Big Banks Raise Dividends, Boost Buybacks After Less-Stressful Stress Test
Jul 01, 2025 17:23:00 -0400 by Rebecca Ungarino | #BanksThe CEOs of Goldman Sachs, Citigroup, and JPMorgan Chase. Left to right: David Solomon, Jane Fraser, and Jamie Dimon. (Getty Images (3))
The largest U.S. banks on Tuesday announced fresh plans for stock buybacks and dividends following the Federal Reserve’s disclosure of positive annual stress test results, a sign that some of the world’s most systemically important lenders are sitting on more than enough capital.
JPMorgan Chase said it plans to increase its quarterly dividend to $1.50 per share and authorized a new $50 billion buyback program, effective Tuesday. Bank of America is boosting its dividend to $0.28 per share while Wells Fargo is increasing its own to $0.45.
Morgan Stanley is upping its dividend to $1.00 per share, meanwhile, and reauthorized a multiyear share buyback plan of up to $20 billion. The plan doesn’t have a set expiration date, the firm noted. Goldman Sachs and Citigroup are increasing their dividends to $4.00 and 60 cents per share, respectively.
After the Fed releases results every year, bankers determine how they will use excess capital. Investors largely expected these moves after the Fed said each of the 22 participating banks cleared last week’s test that featured a less dramatic scenario than in 2024.
This year, banks’ balance sheets were subject to a hypothetical global recession with elements including unemployment rising to 10% and housing prices falling 33% from current levels.
Banks’ stress capital buffers, or SCBs—a closely watched, required capital cushion that hinges on stress test results—were broadly expected to decline from last year, in a positive sign for banks’ health. Regulators require a buffer of at least 2.5%. Here’s a look at banks’ expected SCBs.
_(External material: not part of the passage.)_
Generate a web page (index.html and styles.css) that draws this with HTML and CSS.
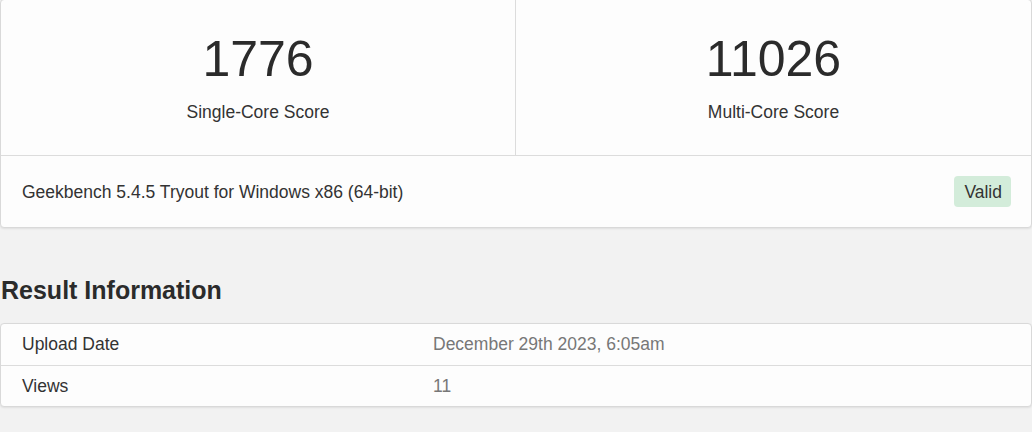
FILE: index.html
```html
<!DOCTYPE html>
<html lang="en">
<head>
<meta charset="utf-8">
<title>Geekbench Result</title>
<link rel="stylesheet" href="styles.css">
</head>
<body>
<div class="page">
  <div class="card score-card">
    <div class="scores">
      <div class="score">
        <div class="score-value">1776</div>
        <div class="score-label">Single-Core Score</div>
      </div>
      <div class="score">
        <div class="score-value">11026</div>
        <div class="score-label">Multi-Core Score</div>
      </div>
    </div>
    <div class="score-footer">
      <span class="version">Geekbench 5.4.5 Tryout for Windows x86 (64-bit)</span>
      <span class="badge">Valid</span>
    </div>
  </div>

  <h2 class="section-title">Result Information</h2>

  <div class="card info-card">
    <div class="info-row">
      <div class="info-name">Upload Date</div>
      <div class="info-value">December 29th 2023, 6:05am</div>
    </div>
    <div class="info-row">
      <div class="info-name">Views</div>
      <div class="info-value">11</div>
    </div>
  </div>
</div>
</body>
</html>
```

FILE: styles.css
```css
* { box-sizing: border-box; }

html, body {
  margin: 0;
  padding: 0;
  background: #f2f2f2;
}

body {
  font-family: "Liberation Sans", Arial, sans-serif;
  color: #333333;
  font-size: 17.5px;
  line-height: 24px;
}

.page {
  width: 1032px;
}

.card {
  background: #fdfdfd;
  border: 1px solid #d9d9d9;
  border-radius: 4px;
  box-shadow: 0 1px 2px rgba(0, 0, 0, 0.08);
}

.score-card {
  margin-top: -1px;
}

.scores {
  display: grid;
  grid-template-columns: 514px 1fr;
  border-bottom: 1px solid #dcdcdc;
}

.score {
  display: flex;
  flex-direction: column;
  align-items: center;
  padding: 29px 0 31px;
}

.score + .score {
  border-left: 1px solid #dcdcdc;
}

.score-value {
  font-size: 50px;
  line-height: 60px;
  color: #2b2b2b;
}

.score-label {
  margin-top: 11px;
  font-size: 17.5px;
  line-height: 24px;
  color: #333333;
}

.score-footer {
  display: flex;
  align-items: center;
  justify-content: space-between;
  padding: 20px 20px 20px 21px;
}

.badge {
  display: inline-block;
  background: #d3ecda;
  color: #333333;
  border-radius: 4px;
  padding: 4px 9px 3px 10px;
  line-height: 24px;
}

.section-title {
  margin: 47px 0 18px 1px;
  font-size: 25px;
  line-height: 30px;
  font-weight: bold;
  color: #2b2b2b;
}

.info-card {
  margin-bottom: 24px;
}

.info-row {
  display: grid;
  grid-template-columns: 411px 1fr;
  padding: 8px 0 9px;
}

.info-row + .info-row {
  border-top: 1px solid #dcdcdc;
  padding: 8px 0 8px;
}

.info-name {
  padding-left: 21px;
  color: #333333;
}

.info-value {
  padding-left: 21px;
  color: #777777;
}
```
The banks’ new capital plans come as regulators weigh significant changes to the tests, in moves that would appease longtime demands from Wall Street. Bank executives and their influential lobbying groups have fought regulators for years over the test, which the Dodd-Frank Act established in its current form after the financial crisis of 2007-09 to assess banks’ health and vulnerabilities.
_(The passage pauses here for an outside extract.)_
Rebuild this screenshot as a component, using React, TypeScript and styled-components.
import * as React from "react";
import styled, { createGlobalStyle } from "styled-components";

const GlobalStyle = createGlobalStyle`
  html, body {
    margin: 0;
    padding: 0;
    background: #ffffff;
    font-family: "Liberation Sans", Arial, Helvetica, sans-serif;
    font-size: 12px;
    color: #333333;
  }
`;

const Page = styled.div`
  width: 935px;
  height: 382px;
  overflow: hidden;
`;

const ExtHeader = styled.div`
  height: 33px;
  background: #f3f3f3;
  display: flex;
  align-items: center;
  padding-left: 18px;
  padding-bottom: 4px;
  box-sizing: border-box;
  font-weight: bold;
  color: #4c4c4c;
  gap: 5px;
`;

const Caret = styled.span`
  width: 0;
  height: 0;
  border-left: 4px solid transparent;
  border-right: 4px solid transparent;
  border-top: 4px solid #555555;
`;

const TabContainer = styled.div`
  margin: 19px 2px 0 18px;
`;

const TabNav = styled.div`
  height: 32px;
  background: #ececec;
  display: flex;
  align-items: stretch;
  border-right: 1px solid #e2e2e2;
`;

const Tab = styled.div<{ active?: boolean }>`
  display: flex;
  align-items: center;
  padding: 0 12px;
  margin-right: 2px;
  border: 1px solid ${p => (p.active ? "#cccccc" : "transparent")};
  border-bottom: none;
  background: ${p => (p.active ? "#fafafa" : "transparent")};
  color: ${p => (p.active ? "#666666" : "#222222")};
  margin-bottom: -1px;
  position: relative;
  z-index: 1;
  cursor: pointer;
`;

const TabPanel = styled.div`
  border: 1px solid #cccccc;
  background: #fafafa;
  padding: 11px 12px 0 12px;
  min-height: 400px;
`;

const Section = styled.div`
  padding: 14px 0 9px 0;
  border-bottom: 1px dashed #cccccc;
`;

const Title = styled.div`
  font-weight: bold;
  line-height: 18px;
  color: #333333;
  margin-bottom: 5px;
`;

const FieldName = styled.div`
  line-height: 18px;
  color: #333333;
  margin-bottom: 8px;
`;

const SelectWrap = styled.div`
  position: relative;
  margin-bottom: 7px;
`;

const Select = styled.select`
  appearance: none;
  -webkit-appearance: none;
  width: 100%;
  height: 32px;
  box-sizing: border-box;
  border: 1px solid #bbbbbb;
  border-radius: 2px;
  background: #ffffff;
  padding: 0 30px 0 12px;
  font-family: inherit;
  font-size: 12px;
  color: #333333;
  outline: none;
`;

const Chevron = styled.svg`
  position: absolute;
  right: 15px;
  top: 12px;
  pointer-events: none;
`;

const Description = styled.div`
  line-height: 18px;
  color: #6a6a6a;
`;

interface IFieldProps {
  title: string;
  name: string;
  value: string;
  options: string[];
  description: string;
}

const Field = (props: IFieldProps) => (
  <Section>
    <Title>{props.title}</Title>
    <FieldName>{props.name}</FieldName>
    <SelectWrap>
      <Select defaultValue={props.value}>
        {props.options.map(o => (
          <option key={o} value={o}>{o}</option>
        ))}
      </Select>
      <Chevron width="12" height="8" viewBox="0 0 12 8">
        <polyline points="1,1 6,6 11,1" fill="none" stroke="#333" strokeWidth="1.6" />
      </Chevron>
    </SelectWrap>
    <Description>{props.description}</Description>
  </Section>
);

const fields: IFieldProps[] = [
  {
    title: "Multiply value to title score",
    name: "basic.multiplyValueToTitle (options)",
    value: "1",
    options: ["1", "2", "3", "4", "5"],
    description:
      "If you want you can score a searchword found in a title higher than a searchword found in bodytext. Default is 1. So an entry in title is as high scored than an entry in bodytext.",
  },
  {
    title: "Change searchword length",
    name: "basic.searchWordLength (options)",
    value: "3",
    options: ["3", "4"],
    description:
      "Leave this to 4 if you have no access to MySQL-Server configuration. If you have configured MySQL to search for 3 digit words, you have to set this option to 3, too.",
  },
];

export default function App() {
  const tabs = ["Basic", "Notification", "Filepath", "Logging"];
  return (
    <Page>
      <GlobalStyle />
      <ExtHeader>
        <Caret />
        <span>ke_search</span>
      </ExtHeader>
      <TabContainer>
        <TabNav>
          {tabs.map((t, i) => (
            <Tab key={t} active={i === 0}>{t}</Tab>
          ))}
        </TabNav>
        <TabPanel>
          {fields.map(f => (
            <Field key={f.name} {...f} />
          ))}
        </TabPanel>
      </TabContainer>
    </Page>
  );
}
At the heart of the tension between bankers and their regulators isn’t whether the tests should exist; both sides agree they should. Last month, JPMorgan Chase Chief Executive Jamie Dimon said that although he thinks the test’s current form is “dead wrong,” he said, “I like stress testing.” In 2019, Fed Chair Jerome Powell called stress testing “perhaps the most successful supervisory innovation of the postcrisis era.”
The subject of fierce disagreement is rather how the tests are formulated. Banks have long argued they don’t have insight into how the test’s conditions are determined and that they don’t accurately account for improvements banks have made since the global financial crisis. They say they can’t plan for how much capital they must hold because the parameters change from year to year.
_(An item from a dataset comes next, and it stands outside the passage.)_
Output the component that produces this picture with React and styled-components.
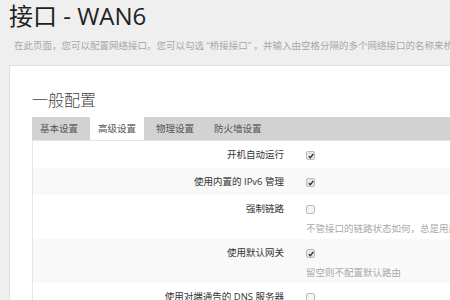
import React from 'react';
import styled, { createGlobalStyle } from 'styled-components';

const Global = createGlobalStyle`
  html, body {
    margin: 0;
    padding: 0;
    background: #efefef;
    font-family: "Open Sans", "Noto Sans CJK SC", sans-serif;
    overflow: hidden;
  }
`;

const Page = styled.div`
  width: 450px;
  height: 300px;
  overflow: hidden;
  padding: 0 0 0 9px;
  box-sizing: border-box;
`;

const Title = styled.h2`
  margin: 0;
  padding-top: 1px;
  font-size: 24px;
  font-weight: 400;
  color: #222;
  line-height: 29px;
  white-space: nowrap;
`;

const Intro = styled.p`
  margin: 9px 0 0 5px;
  font-size: 9.5px;
  color: #a8a8a8;
  white-space: nowrap;
  line-height: 14px;
`;

const Card = styled.div`
  margin-top: 12px;
  background: #fff;
  border: 1px solid #e2e2e2;
  border-right: none;
  padding: 22px 0 0 22px;
  height: 300px;
`;

const SectionTitle = styled.h3`
  margin: 0 0 7px;
  font-size: 16px;
  font-weight: 300;
  color: #444;
  line-height: 22px;
  font-family: "Noto Sans CJK SC", sans-serif;
`;

const Tabs = styled.ul`
  list-style: none;
  margin: 0;
  padding: 0;
  display: flex;
  background: #d2d2d2;
  height: 23px;
`;

const Tab = styled.li`
  padding: 0 8px;
  font-size: 9.5px;
  line-height: 23px;
  color: #555;
  background: ${({ active }) => (active ? '#fff' : 'transparent')};
  margin-right: 4px;
`;

const Table = styled.div`
  border-left: 1px solid #e6e6e6;
  border-top: 1px solid #e6e6e6;
`;

const Row = styled.div`
  display: grid;
  grid-template-columns: 251px 1fr;
  column-gap: 22px;
  background: ${({ striped }) => (striped ? '#f9f9f9' : '#fff')};
  padding: 7px 0 ${({ desc }) => (desc ? '3px' : '6px')};
`;

const Label = styled.div`
  text-align: right;
  font-size: 9.5px;
  color: #333;
  line-height: 14px;
  white-space: nowrap;
`;

const Field = styled.div`
  display: flex;
  flex-direction: column;
  gap: 8px;
  white-space: nowrap;
  overflow: hidden;
`;

const Box = styled.span`
  margin-top: 3px;
  width: 7px;
  height: 7px;
  border: 1px solid #bbb;
  border-radius: 2px;
  background: ${({ checked }) => (checked ? '#e6e6e6' : '#f4f4f4')};
  display: flex;
  align-items: center;
  justify-content: center;
  svg { display: block; }
`;

const Desc = styled.div`
  font-size: 9.5px;
  color: #aaa;
  line-height: 14px;
`;

const Check = ({ checked }) => (
  <Box checked={checked}>
    {checked && (
      <svg width="6" height="6" viewBox="0 0 6 6">
        <path d="M0.8 3.2 L2.3 4.7 L5.3 1" stroke="#333" strokeWidth="1.3" fill="none" />
      </svg>
    )}
  </Box>
);

const rows = [
  { label: '开机自动运行', checked: true },
  { label: '使用内置的 IPv6 管理', checked: true },
  { label: '强制链路', checked: false, desc: '不管接口的链路状态如何，总是用应用这些配置' },
  { label: '使用默认网关', checked: true, desc: '留空则不配置默认路由' },
  { label: '使用对端通告的 DNS 服务器', checked: false },
];

export default function App() {
  return (
    <Page>
      <Global />
      <Title>接口 - WAN6</Title>
      <Intro>在此页面，您可以配置网络接口。您可以勾选 “桥接接口” ，并输入由空格分隔的多个网络接口的名称来桥接多个接口。</Intro>
      <Card>
        <SectionTitle>一般配置</SectionTitle>
        <Tabs>
          <Tab>基本设置</Tab>
          <Tab active>高级设置</Tab>
          <Tab>物理设置</Tab>
          <Tab>防火墙设置</Tab>
        </Tabs>
        <Table>
          {rows.map((r, i) => (
            <Row key={r.label} striped={i % 2 === 1} desc={!!r.desc}>
              <Label>{r.label}</Label>
              <Field>
                <Check checked={r.checked} />
                {r.desc && <Desc>{r.desc}</Desc>}
              </Field>
            </Row>
          ))}
        </Table>
      </Card>
    </Page>
  );
}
That is mostly by design. Models are designed independently and without advance input from banks so they can reflect realistic periods of stress, which can be unpredictable and unforeseen.
Some regulators and consumer advocates say tests that become easier for banks to navigate may prompt looser risk oversight.
The Fed’s former vice chair for supervision, Michael Barr, said in 2023 that “using scenarios that test for the same underlying risks year after year could disincentivize firms from investing in their own risk management as the test becomes predictable.” Michelle Bowman, Barr’s replacement, is seen as a champion for less stringent bank oversight.
Powell, whose term as chair expires next spring, said in a 2019 speech that while the tests must “evolve,” tests’ conditions also must change to remain reliable gauges of banks’ stability.
“Banks will need to be ready not just for expected risks, but for unexpected ones,” said Powell, whose term as a Fed governor ends in 2028. “Thus, the tests will need to vary from year to year, and to explore even quite unlikely scenarios.”